54. Slanting Hero Hand Posture Joyangsoo Pyunshin Bangtoi
| 29th Page of Commentary and Illustrations | 30th Page of Commentary and Illustrations | 31st Page of Commentary and Illustrations |

=== Analysis of methods and applications ===
In his introduction to the 14th Chapter of his military training manual - Quanjing Jieyao Pian ("Chapter on the Fist Canon and the Essentials of Nimbleness") - General Qi coined the terms by which later practices organized their material: Striking (Ti), Kicking (Da), Wrestling (Shuai), and Submission (Na) as well as being the first to distinguish between Short Fist and Long Fist types of Boxing. Though known for centuries before his time, most practices had been unique to a particular unit, or a particular geographic area from which conscripts were drawn. General Qi first organized his material along these four categories with the intention of developing a Military Science that would inter-relate to the other weapons and duties of the soldier. Further, General Qi identified the role of unarmed training by stipulating three outcomes. The first was Conditioning of the soldiers' body wherein the observation was made that "This craft does not really concern itself with military weapons, but acquiring excess strength is also something which those in the military field ought to practice". That said, General Qi went on to acknowledge that the relationship between the use of weapons and those skills of unarmed training ought not be discounted. ("In general the hand, staff, broadsword, spear....all proceed from barehanded techniques to train the body and the hands.") and is clearly the second intended outcome to this training. Lastly, a strong spirit through the cultivation of self-confidence is understood from the General's advocacy for matching his soldiers against one another. As stated towards the end of his introduction, "If you are afraid of your opponent then your skill is still shallow. If you are good at contests it must be that the art is refined. The ancients said, 'when the art is high, the peoples courage is great.' This is credible".

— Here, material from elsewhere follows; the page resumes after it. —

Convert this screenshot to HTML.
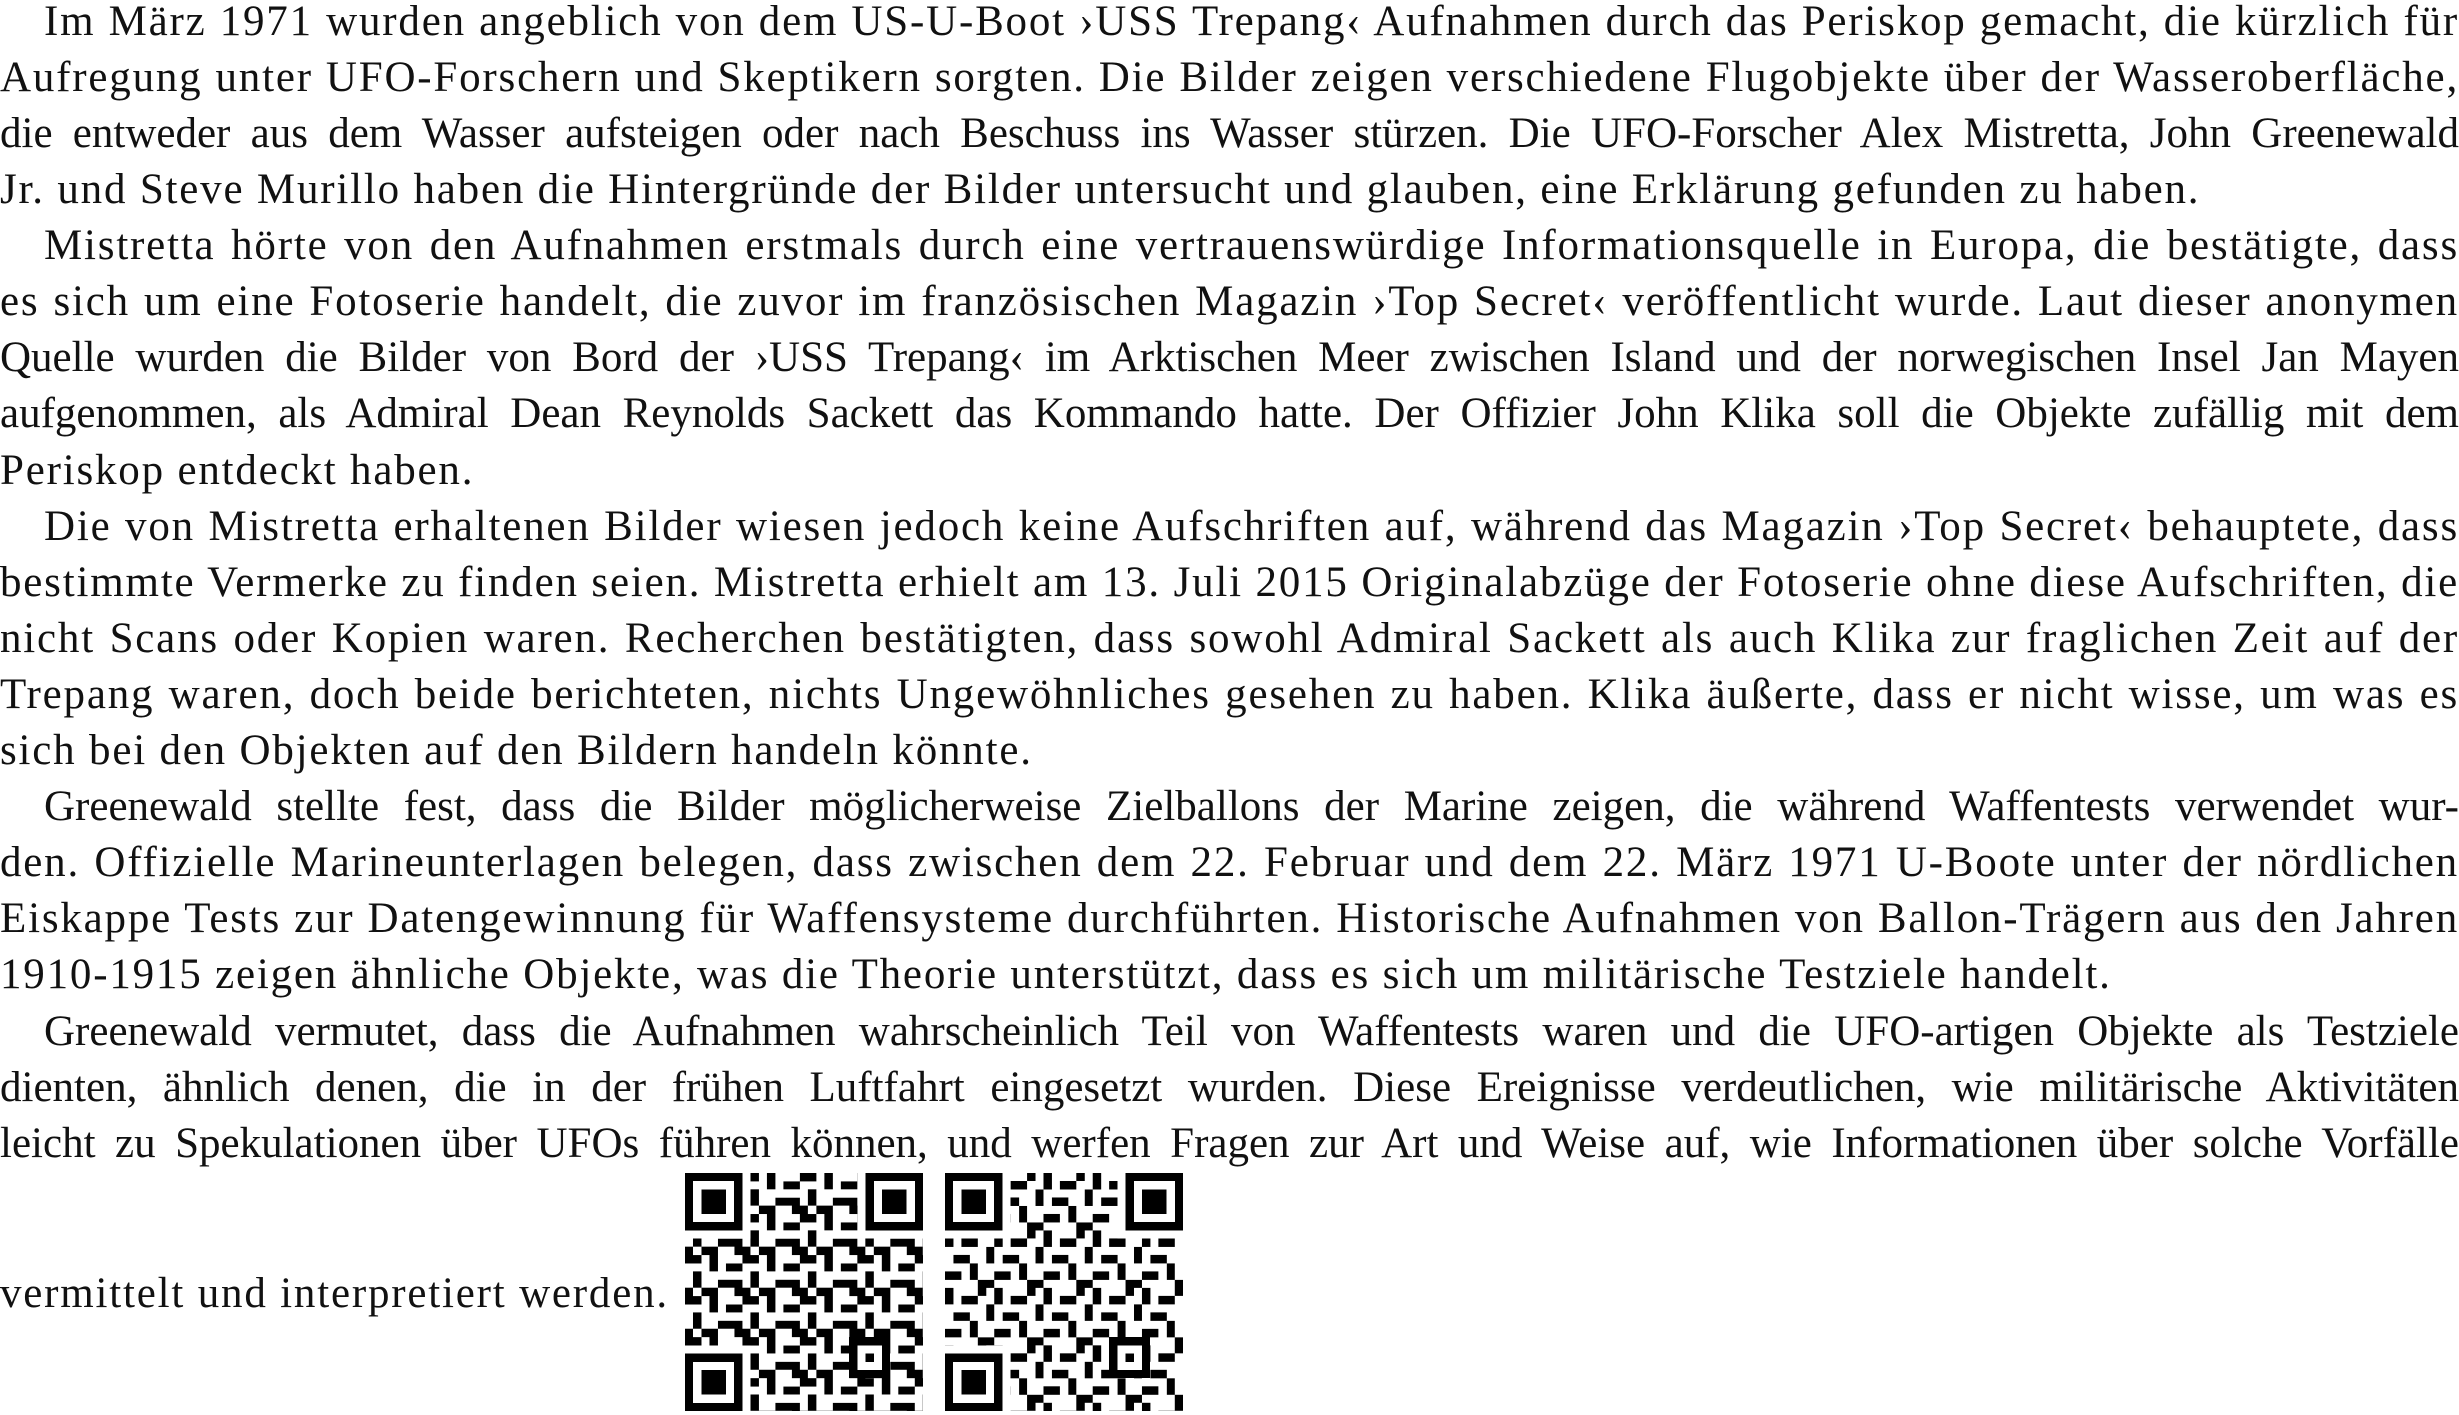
<!DOCTYPE html>
<html><head><meta charset="utf-8"><style>
html,body{margin:0;padding:0;background:#fff;width:2459px;height:1415px;overflow:hidden}
body{font-family:"Liberation Serif",serif;font-size:43px;letter-spacing:1.8px;color:#111;position:relative}
.l{position:absolute;left:0;width:2459px;line-height:56px;height:56px;text-align:justify;text-align-last:justify;white-space:normal;overflow:hidden}
.t{letter-spacing:0}
.n{text-align-last:left}
.i{text-indent:44px}
.qr{position:absolute;top:1173px;width:238px;height:238px}
</style></head><body>
<div class="l i" style="top:-6px">Im März 1971 wurden angeblich von dem US-U-Boot ›USS Trepang‹ Aufnahmen durch das Periskop gemacht, die kürzlich für</div>
<div class="l" style="top:50px">Aufregung unter UFO-Forschern und Skeptikern sorgten. Die Bilder zeigen verschiedene Flugobjekte über der Wasseroberfläche,</div>
<div class="l t" style="top:106px">die entweder aus dem Wasser aufsteigen oder nach Beschuss ins Wasser stürzen. Die UFO-Forscher Alex Mistretta, John Greenewald</div>
<div class="l n" style="top:162px">Jr. und Steve Murillo haben die Hintergründe der Bilder untersucht und glauben, eine Erklärung gefunden zu haben.</div>
<div class="l i" style="top:218px">Mistretta hörte von den Aufnahmen erstmals durch eine vertrauenswürdige Informationsquelle in Europa, die bestätigte, dass</div>
<div class="l" style="top:274px">es sich um eine Fotoserie handelt, die zuvor im französischen Magazin ›Top Secret‹ veröffentlicht wurde. Laut dieser anonymen</div>
<div class="l t" style="top:330px">Quelle wurden die Bilder von Bord der ›USS Trepang‹ im Arktischen Meer zwischen Island und der norwegischen Insel Jan Mayen</div>
<div class="l t" style="top:386px">aufgenommen, als Admiral Dean Reynolds Sackett das Kommando hatte. Der Offizier John Klika soll die Objekte zufällig mit dem</div>
<div class="l n" style="top:443px">Periskop entdeckt haben.</div>
<div class="l i" style="top:499px">Die von Mistretta erhaltenen Bilder wiesen jedoch keine Aufschriften auf, während das Magazin ›Top Secret‹ behauptete, dass</div>
<div class="l" style="top:555px">bestimmte Vermerke zu finden seien. Mistretta erhielt am 13. Juli 2015 Originalabzüge der Fotoserie ohne diese Aufschriften, die</div>
<div class="l" style="top:611px">nicht Scans oder Kopien waren. Recherchen bestätigten, dass sowohl Admiral Sackett als auch Klika zur fraglichen Zeit auf der</div>
<div class="l" style="top:667px">Trepang waren, doch beide berichteten, nichts Ungewöhnliches gesehen zu haben. Klika äußerte, dass er nicht wisse, um was es</div>
<div class="l n" style="top:723px">sich bei den Objekten auf den Bildern handeln könnte.</div>
<div class="l i t" style="top:779px">Greenewald stellte fest, dass die Bilder möglicherweise Zielballons der Marine zeigen, die während Waffentests verwendet wur-</div>
<div class="l" style="top:835px">den. Offizielle Marineunterlagen belegen, dass zwischen dem 22. Februar und dem 22. März 1971 U-Boote unter der nördlichen</div>
<div class="l" style="top:891px">Eiskappe Tests zur Datengewinnung für Waffensysteme durchführten. Historische Aufnahmen von Ballon-Trägern aus den Jahren</div>
<div class="l n" style="top:947px">1910-1915 zeigen ähnliche Objekte, was die Theorie unterstützt, dass es sich um militärische Testziele handelt.</div>
<div class="l i t" style="top:1004px">Greenewald vermutet, dass die Aufnahmen wahrscheinlich Teil von Waffentests waren und die UFO-artigen Objekte als Testziele</div>
<div class="l t" style="top:1060px">dienten, ähnlich denen, die in der frühen Luftfahrt eingesetzt wurden. Diese Ereignisse verdeutlichen, wie militärische Aktivitäten</div>
<div class="l t" style="top:1116px">leicht zu Spekulationen über UFOs führen können, und werfen Fragen zur Art und Weise auf, wie Informationen über solche Vorfälle</div>
<div class="l n" style="top:1266px;width:685px">vermittelt und interpretiert werden.</div>

<svg class="qr" style="left:685px" viewBox="0 0 29 29" shape-rendering="crispEdges">
<defs>
<pattern id="p" width="7" height="5" patternUnits="userSpaceOnUse">
<rect x="0" y="0" width="2" height="1"/><rect x="3" y="0" width="1" height="2"/><rect x="5" y="1" width="2" height="1"/><rect x="1" y="2" width="1" height="2"/><rect x="4" y="3" width="2" height="1"/><rect x="0" y="4" width="1" height="1"/><rect x="6" y="3" width="1" height="2"/><rect x="2" y="4" width="2" height="1"/>
</pattern>
<g id="f"><rect x="0" y="0" width="7" height="7"/><rect x="1" y="1" width="5" height="5" fill="#fff"/><rect x="2" y="2" width="3" height="3"/></g>
</defs>
<rect x="0" y="0" width="29" height="29" fill="url(#p)"/>
<rect x="0" y="0" width="8" height="8" fill="#fff"/><rect x="21" y="0" width="8" height="8" fill="#fff"/><rect x="0" y="21" width="8" height="8" fill="#fff"/>
<use href="#f"/><use href="#f" x="22"/><use href="#f" y="22"/>
<rect x="20" y="20" width="5" height="5"/><rect x="21" y="21" width="3" height="3" fill="#fff"/><rect x="22" y="22" width="1" height="1"/>
</svg>
<svg class="qr" style="left:945px" viewBox="0 0 29 29" shape-rendering="crispEdges">
<defs>
<pattern id="p2" width="6" height="7" patternUnits="userSpaceOnUse">
<rect x="0" y="0" width="1" height="2"/><rect x="2" y="1" width="2" height="1"/><rect x="4" y="0" width="1" height="1"/><rect x="5" y="2" width="1" height="2"/><rect x="1" y="3" width="2" height="1"/><rect x="3" y="4" width="1" height="2"/><rect x="0" y="5" width="2" height="1"/><rect x="4" y="6" width="2" height="1"/>
</pattern>
<g id="f2"><rect x="0" y="0" width="7" height="7"/><rect x="1" y="1" width="5" height="5" fill="#fff"/><rect x="2" y="2" width="3" height="3"/></g>
</defs>
<rect x="0" y="0" width="29" height="29" fill="url(#p2)"/>
<rect x="0" y="0" width="8" height="8" fill="#fff"/><rect x="21" y="0" width="8" height="8" fill="#fff"/><rect x="0" y="21" width="8" height="8" fill="#fff"/>
<use href="#f2"/><use href="#f2" x="22"/><use href="#f2" y="22"/>
<rect x="20" y="20" width="5" height="5"/><rect x="21" y="21" width="3" height="3" fill="#fff"/><rect x="22" y="22" width="1" height="1"/>
</svg>
</body></html>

Gwon Beop methods are very much an expression of the culture and circumstances in which they were used. Use of the famed "Mandarin Duck" formation as well as small unit tactics that followed, obviated the need to consider much beyond threats directly to the front and rear as the flanks of any one unit were secured by units to either side. In this way an adversary could be viewed, essentially as a matrix of nine squares consisting of a left, right and middle square at a high, middle and low level. In response to this matrix, a defender could respond with various combinations of an active or passive front hand, an active or passive rear hand as well as an active or passive front or rear foot. Similarly, a secondary matrix could be envisioned to the rear in the case that an adversary was able to make his way behind the formation. While an initial assessment might suggest an overwhelming number of options, experience soon demonstrates which method or combination of methods are the most efficient and effective in producing the desired outcome. In this way certain techniques came to be identified with certain circumstances, methods or postures and these were the determinations that were made by the training cadre. Regardless of the specific technique, illustrations and descriptions of the biomechanic being employed are commonly represented in General Qi's work at the moment at which the adversary is engaged.